Na última noite de festival, a proposta do Semibreve para a sala secundária foi Most People Have Been Trained to be Bored – uma aposta que encaixa mais no espectro da música contemporânea e experimental do que propriamente electrónica, mas que, ainda assim, se sente bem em casa neste evento. Com uma abordagem muito física, Gustavo Costa utilizou a panóplia de objectos e instrumentos de percussão que o rodeavam para pontuar e estilizar os sons pré-gravados que se ouvia de fundo. Com a ingrata tarefa de actuar entre dois dos maiores nomes do festival, a performance de Most People Have Been Trained to be Bored foi estimulante e desconcertante para quem se deixou envolver pela sua ambiência.
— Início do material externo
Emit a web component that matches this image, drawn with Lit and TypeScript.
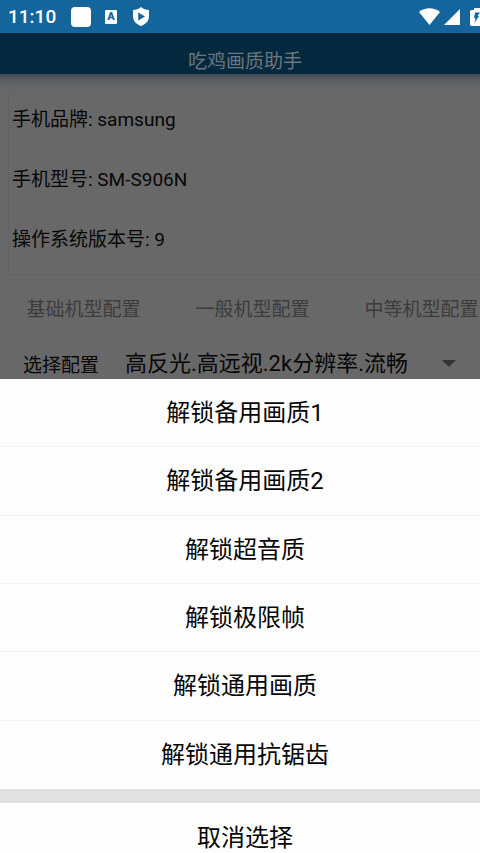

Foi com um ‘baque’ seco e potente, que Ben Frost colocou o derradeiro ponto final nesta edição do Semibreve. Dizem os entendidos que não podia ter terminado de melhor forma. Depois de colocar a sala a vibrar à mesma frequência da sua música, depois da experimentação electrónica e de alguns violentos rasgos de guitarra serem despejados sem piedade e de uns melancólicos toques de piano embalarem a plateia, foi um silêncio quase ensurdecedor que encheu a sala principal do Theatro Circo. Durante alguns segundos a plateia tentava perceber se o concerto teria realmente chegado ao fim, mas a maior vaga de aplausos do evento não tardou em fazer-se sentir. Foi debaixo de uma chuva de aplausos de pé que Ben Frost abandonou o palco e se despediu do Semibreve e foi com esses aplausos efusivos que o festival se despediu do seu público. Para o ano há mais, ou pelo menos assim se espera a julgar pelo sucesso desta edição.